Abdelkrim tient à se désolidariser des "émeutiers", dont il assure qu'il ne fait "pas partie". "Ce sont des actes de pure folie, il faudrait que ça se calme, car ce qui brûle ce sont les voitures de nos parents, les magasins de nos parents", déclare-t-il dans le micro. Agité de tics nerveux, il s'emporte quand le président du tribunal l'interroge sur des faits pour lesquels il n'est pas jugé.

"Je demande juste une alternative à la prison"

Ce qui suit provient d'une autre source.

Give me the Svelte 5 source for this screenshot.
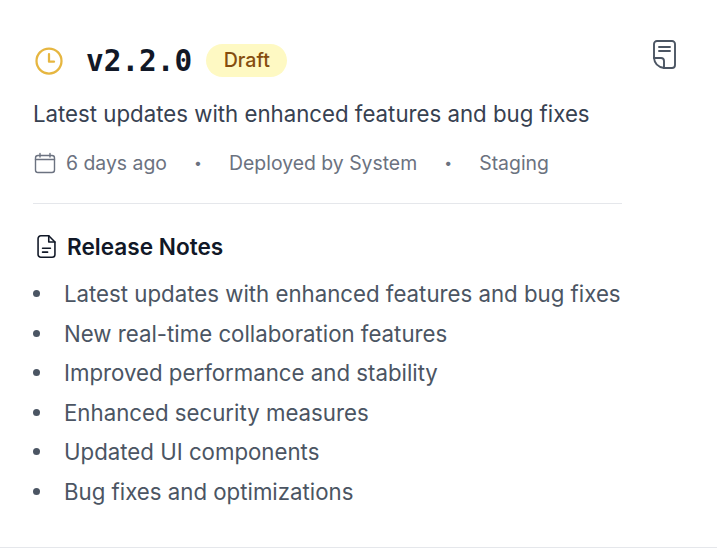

Son avocate, commise d'office, raconte dans sa plaidoirie la "bascule" de son client "au moment où il est déscolarisé". Après avoir arrêté ses études en classe de première, il a été condamné deux fois pour vol, dont un avec violence. Le jeune adulte, placé depuis quelques mois chez sa grand-mère, n'a pas réussi à se réinscrire dans un autre établissement, mais aspire à suivre une formation de brancardier. Il "sort la tête de l'eau", plaide son avocate, qui incite la justice à "être une main tendue". "Aujourd'hui, je demande juste une alternative à la prison, pour être réintégré dans cette République que j'aime", se défend-il lui-même, dans ses derniers mots. Mais lui non plus n'échappe pas à l'incarcération : il est condamné à 12 mois d'emprisonnement ferme avec mandat de dépôt. Une peine conforme aux réquisitions.

Dylan, lui, est condamné à 18 mois d'emprisonnement, dont six mois avec sursis et 12 mois d'assignation à domicile, avec le port d'un bracelet électronique. Suivi par un éducateur, il vit chez ses parents et espère devenir ingénieur informatique. "Le tribunal tient compte du fait que votre casier judiciaire ne porte trace d'aucune condamnation. Vous avez un projet stable et une inscription dans une formation", explique le président. Un large sourire illumine son visage. Il va pouvoir ressortir libre et, dès jeudi, se présenter à l'épreuve de rattrapage du baccalauréat.